#### INFORMATION PROVIDED

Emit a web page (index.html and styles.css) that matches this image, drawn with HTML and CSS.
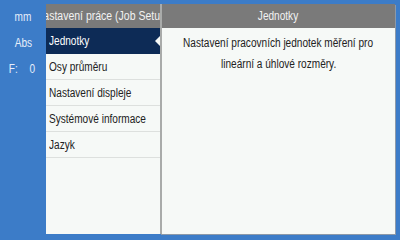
FILE: index.html
```html
<!DOCTYPE html>
<html>
<head>
<meta charset="utf-8">
<link rel="stylesheet" href="styles.css">
</head>
<body>
<div class="app">
  <div class="side">
    <div class="side-item"><span class="t">mm</span></div>
    <div class="side-item"><span class="t">Abs</span></div>
    <div class="side-item side-f"><span class="t">F:</span><span class="t">0</span></div>
  </div>
  <div class="menu">
    <div class="head"><span class="t wide">Nastavení práce (Job Setup)</span></div>
    <div class="row sel"><span class="t l">Jednotky</span></div>
    <div class="row"><span class="t l">Osy průměru</span></div>
    <div class="row"><span class="t l">Nastavení displeje</span></div>
    <div class="row"><span class="t l">Systémové informace</span></div>
    <div class="row"><span class="t l">Jazyk</span></div>
  </div>
  <div class="detail">
    <div class="head"><span class="t">Jednotky</span></div>
    <div class="desc">
      <span class="t">Nastavení pracovních jednotek měření pro</span>
      <span class="t">lineární a úhlové rozměry.</span>
    </div>
  </div>
</div>
</body>
</html>
```
FILE: styles.css
```css
html, body {
  margin: 0;
  padding: 0;
}
body {
  width: 400px;
  height: 240px;
  background: #3c7cc8;
  overflow: hidden;
  font-family: "Liberation Sans", Arial, sans-serif;
  font-size: 12px;
  color: #222;
}
.t {
  display: inline-block;
  white-space: nowrap;
  transform: scaleX(0.84);
  transform-origin: center center;
}
.t.l {
  transform-origin: left center;
}
.t.wide {
  font-size: 12.5px;
}
.app {
  display: flex;
  height: 240px;
}
.side {
  width: 46px;
  padding-top: 4px;
  color: #e6eefa;
}
.side-item {
  height: 26px;
  display: flex;
  align-items: center;
  justify-content: center;
}
.side-f {
  justify-content: space-between;
  padding: 0 10px 0 8px;
}
.menu {
  width: 114px;
  margin-top: 4px;
  height: 230px;
  background: #f6f9f7;
}
.head {
  height: 24px;
  background: #7a7a7a;
  color: #f2f2f2;
  display: flex;
  align-items: center;
  justify-content: center;
  overflow: hidden;
  white-space: nowrap;
}
.row {
  height: 25px;
  border-bottom: 1px solid #dde0de;
  display: flex;
  align-items: center;
  padding-left: 3px;
  white-space: nowrap;
  position: relative;
  overflow: hidden;
}
.row.sel {
  background: #0d2b56;
  color: #fff;
  border-bottom-color: #0d2b56;
}
.row.sel::after {
  content: "";
  position: absolute;
  right: 0;
  top: 8px;
  border-style: solid;
  border-width: 5px 5px 5px 0;
  border-color: transparent #f6f9f7 transparent transparent;
}
.detail {
  width: 233px;
  margin-top: 4px;
  height: 230px;
  background: #f6f9f7;
  border-left: 2px solid #a9abaa;
  box-shadow: 1px 1px 0 #8c99a8;
}
.desc {
  display: flex;
  flex-direction: column;
  align-items: center;
  line-height: 21px;
  padding-top: 5px;
}
```
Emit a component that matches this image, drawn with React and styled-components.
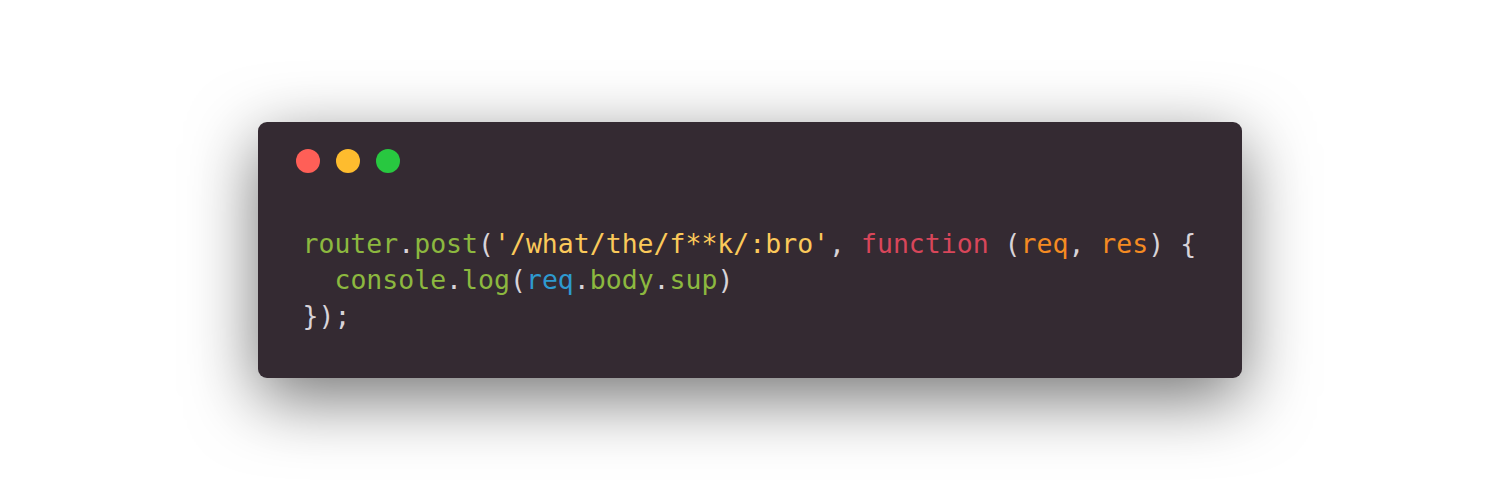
import React from "react"
import styled, { createGlobalStyle } from "styled-components"

const Global = createGlobalStyle`
  html, body {
    margin: 0;
    padding: 0;
    background: #ffffff;
  }
`

const Page = styled.div`
  display: flex;
  justify-content: center;
  padding-top: 122px;
  height: 500px;
  box-sizing: border-box;
`

const Window = styled.div`
  width: 984px;
  height: 256px;
  box-sizing: border-box;
  background: #342a32;
  border-radius: 9px;
  box-shadow: 0 20px 68px rgba(0, 0, 0, 0.55);
  padding: 27px 38px 0 38px;
`

const Controls = styled.div`
  display: flex;
  gap: 16px;
`

const Dot = styled.span`
  width: 24px;
  height: 24px;
  border-radius: 50%;
  background: ${(p) => p.color};
`

const Code = styled.pre`
  margin: 53px 0 0 7px;
  font-family: "DejaVu Sans Mono", monospace;
  font-size: 26.5px;
  line-height: 36px;
  color: #d8d3d8;
`

const Tok = styled.span`
  color: ${(p) => p.c};
`

const green = "#8cb83f"
const yellow = "#fbc95a"
const red = "#d8465a"
const orange = "#f58b22"
const blue = "#2e9ad0"

const App = () => {
  return (
    <>
      <Global />
      <Page>
        <Window>
          <Controls>
            <Dot color="#ff5f57" />
            <Dot color="#febc2e" />
            <Dot color="#28c840" />
          </Controls>
          <Code>
            <Tok c={green}>router</Tok>.<Tok c={green}>post</Tok>(
            <Tok c={yellow}>'/what/the/f**k/:bro'</Tok>,{" "}
            <Tok c={red}>function</Tok> (<Tok c={orange}>req</Tok>,{" "}
            <Tok c={orange}>res</Tok>) {"{"}
            {"\n  "}
            <Tok c={green}>console</Tok>.<Tok c={green}>log</Tok>(
            <Tok c={blue}>req</Tok>.<Tok c={green}>body</Tok>.
            <Tok c={green}>sup</Tok>)
            {"\n"}
            {"});"}
          </Code>
        </Window>
      </Page>
    </>
  )
}

export default App
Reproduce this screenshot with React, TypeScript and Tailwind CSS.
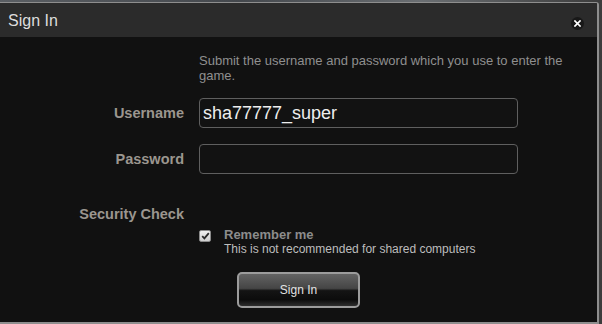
import React from "react";

export default function App() {
  return (
    <div className="w-[602px] h-[324px] bg-[linear-gradient(to_right,#5a5e63,#44484d_40%,#6a6e72_70%,#3c3c3c)] pt-[2px] pr-[3px] font-['Liberation_Sans',Arial,sans-serif]">
      <div className="w-[599px] h-[322px] border-t border-r-2 border-b-2 border-[#8e8e8e] rounded-tr-[3px] bg-[#111111] flex flex-col overflow-hidden">
        {/* Header */}
        <div className="h-[34px] bg-[#2b2b2b] flex justify-between items-start pl-[8px] pr-[13px]">
          <div className="pt-[8px] text-[16px] leading-[20px] text-[#dddddd]">Sign In</div>
          <button className="mt-[14px] w-[13px] h-[13px] rounded-full bg-[#181818] flex items-center justify-center">
            <svg width="7" height="7" viewBox="0 0 7 7">
              <path d="M1 1 L6 6 M6 1 L1 6" stroke="#ffffff" strokeWidth="1.7" strokeLinecap="square" />
            </svg>
          </button>
        </div>

        {/* Body */}
        <div className="flex flex-col pt-[16px]">
          <div className="flex gap-[15px]">
            <div className="w-[184px] shrink-0" />
            <p className="max-w-[392px] text-[13px] leading-[15px] text-[#8f8f8f]">
              Submit the username and password which you use to enter the game.
            </p>
          </div>

          <div className="flex gap-[15px] items-center mt-[15px]">
            <div className="w-[184px] shrink-0 text-right font-bold text-[14.5px] leading-[18px] text-[#9b968f]">
              Username
            </div>
            <div className="w-[319px] h-[30px] border border-[#5f5f5f] rounded-[4px] bg-[#121212] flex items-center pl-[3px] text-[18px] text-[#eeeeee]">
              sha77777_super
            </div>
          </div>

          <div className="flex gap-[15px] items-center mt-[16px]">
            <div className="w-[184px] shrink-0 text-right font-bold text-[14.5px] leading-[18px] text-[#9b968f]">
              Password
            </div>
            <div className="w-[319px] h-[30px] border border-[#5f5f5f] rounded-[4px] bg-[#121212]" />
          </div>

          <div className="flex gap-[15px] mt-[31px]">
            <div className="w-[184px] shrink-0 text-right font-bold text-[14.5px] leading-[18px] text-[#9b968f]">
              Security Check
            </div>
          </div>

          <div className="flex gap-[15px] mt-[5px]">
            <div className="w-[184px] shrink-0" />
            <div className="flex gap-[13px]">
              <div className="mt-[2px] w-[12px] h-[12px] border border-[#8a8a8a] rounded-[2px] bg-[linear-gradient(to_bottom,#f0f0f0,#cfcfcf)] flex items-center justify-center">
                <svg width="9" height="8" viewBox="0 0 9 8">
                  <path d="M1.2 4.2 L3.4 6.4 L7.8 1.2" stroke="#2a2a2a" strokeWidth="1.8" fill="none" />
                </svg>
              </div>
              <div className="flex flex-col">
                <div className="font-bold text-[13px] leading-[14px] text-[#8c8c8c]">Remember me</div>
                <div className="text-[12px] leading-[15px] text-[#bdbdbd]">
                  This is not recommended for shared computers
                </div>
              </div>
            </div>
          </div>

          <div className="flex justify-center mt-[15px]">
            <button className="w-[123px] h-[36px] rounded-[5px] border-2 border-[#9c9c9c] bg-[linear-gradient(to_bottom,#636363_0%,#454545_45%,#141414_52%,#0c0c0c_80%,#2e2e2e_100%)] text-[12px] text-[#e2e2e2] flex items-center justify-center">
              Sign In
            </button>
          </div>
        </div>
      </div>
    </div>
  );
}
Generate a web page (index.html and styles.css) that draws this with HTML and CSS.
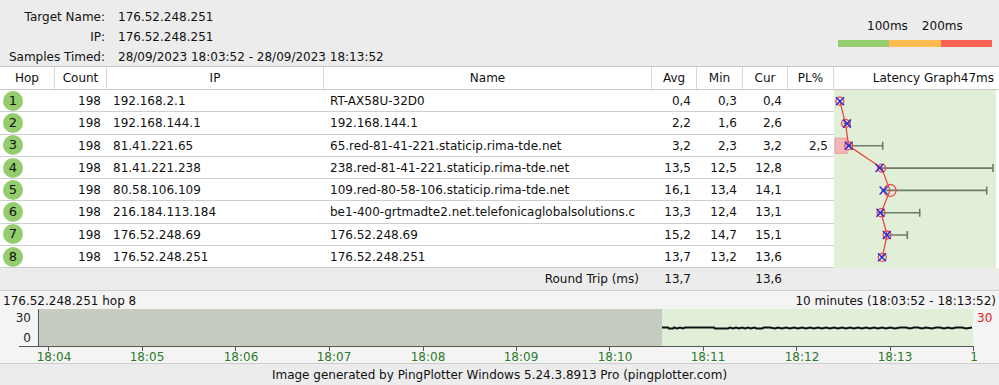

########

*WHAT THIS TASK INVOLVES*.
Find the string "Emit" in the records, then copy each line where it occurs.

*RESULT FOR THIS EXERCISE*.
Emit a web page (index.html and styles.css) that matches this image, drawn with HTML and CSS.
Emit a component that matches this image, drawn with React and styled-components.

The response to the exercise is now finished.